There remains a kind of spectator relationship to military actions being implemented in our names. We're apt to crave the insulation that news outlets offer. We tell ourselves that our personal lives are difficult enough without getting too upset about world events. And the conventional war wisdom of American political life has made it predictable that most journalists and politicians cannot resist accommodating themselves to expediency by the time they first missiles are fired. Conformist behavior--in sharp contrast to authentic conscience--is notably plastic.
"Anyone who has the power to make you believe absurdities has the power to make you commit injustices," Voltaire wrote. The quotation is sometimes rendered with different wording: "As long as people believe in absurdities they will continue to commit atrocities."
Either way, a quarter of a millennium later, Voltaire's statement is all too relevant to this moment. As an astute cliche says, truth is the first casualty of war.

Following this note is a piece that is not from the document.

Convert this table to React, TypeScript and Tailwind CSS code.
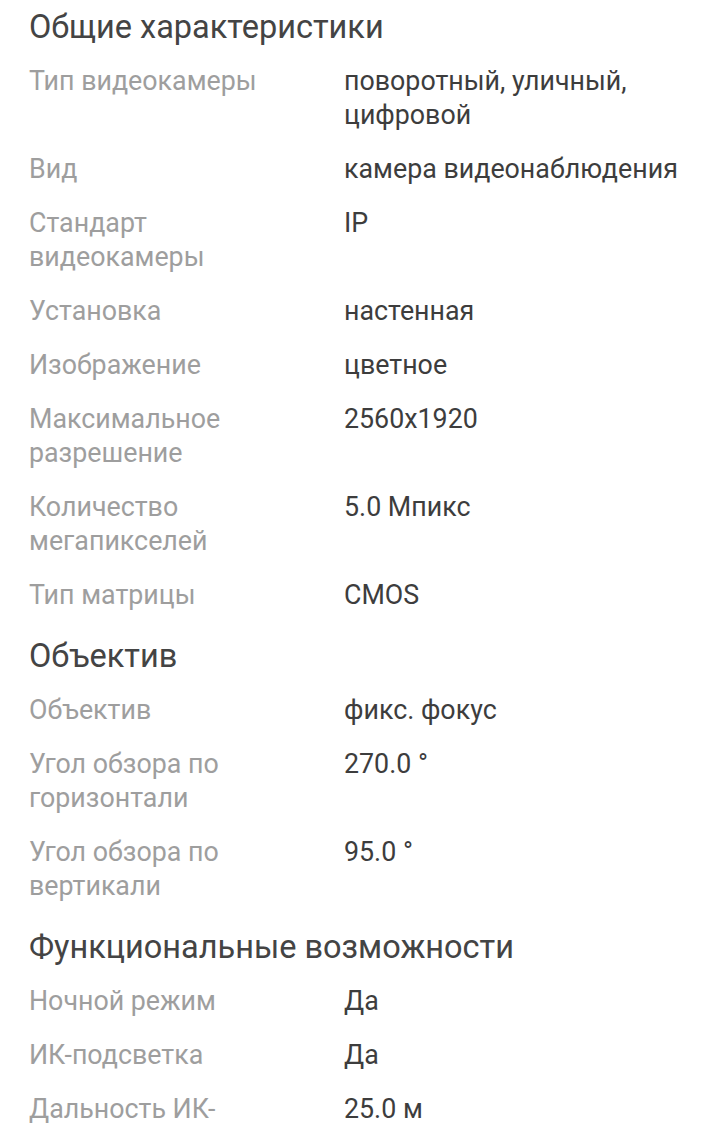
import React from "react";

type Row = [string, string];

interface Section {
  title: string;
  rows: Row[];
}

const sections: Section[] = [
  {
    title: "Общие характеристики",
    rows: [
      ["Тип видеокамеры", "поворотный, уличный, цифровой"],
      ["Вид", "камера видеонаблюдения"],
      ["Стандарт видеокамеры", "IP"],
      ["Установка", "настенная"],
      ["Изображение", "цветное"],
      ["Максимальное разрешение", "2560x1920"],
      ["Количество мегапикселей", "5.0 Мпикс"],
      ["Тип матрицы", "CMOS"],
    ],
  },
  {
    title: "Объектив",
    rows: [
      ["Объектив", "фикс. фокус"],
      ["Угол обзора по горизонтали", "270.0 °"],
      ["Угол обзора по вертикали", "95.0 °"],
    ],
  },
  {
    title: "Функциональные возможности",
    rows: [
      ["Ночной режим", "Да"],
      ["ИК-подсветка", "Да"],
      ["Дальность ИК-подсветки", "25.0 м"],
    ],
  },
];

export default function App() {
  return (
    <div className="min-h-screen bg-white pl-[29px] pr-[30px] pt-[7px] font-['Roboto',sans-serif]">
      {sections.map((section, i) => (
        <div key={section.title} className={i > 0 ? "mt-[14px]" : ""}>
          {/* Section title */}
          <h2 className="text-[32.5px] leading-[40px] text-[#444444] mb-[7px]">
            {section.title}
          </h2>

          {section.rows.map(([label, value]) => (
            <div key={label} className="flex py-[10px] text-[26.8px] leading-[34px]">
              <div className="w-[280px] shrink-0 text-[#9e9e9e]">{label}</div>
              <div className="ml-[35px] flex-1 text-[#3d3d3d]">{value}</div>
            </div>
          ))}
        </div>
      ))}
    </div>
  );
}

But another early casualty is conscience.
When the huge news outlets swing behind warfare, the dissent propelled by conscience is not deemed to be very newsworthy. The mass media are filled with bright lights and sizzle, with high production values and lower human values, boosting the war effort. And for many Americans, the gap between what they believe and what's on their TV sets is the distance between their truer selves and their fearful passivity.
Conscience is not on the military's radar screen, and it's not on our television screen. But government officials and media messages do not define the limits and possibilities of conscience. We do.
--Norman Solomon from War Made Easy.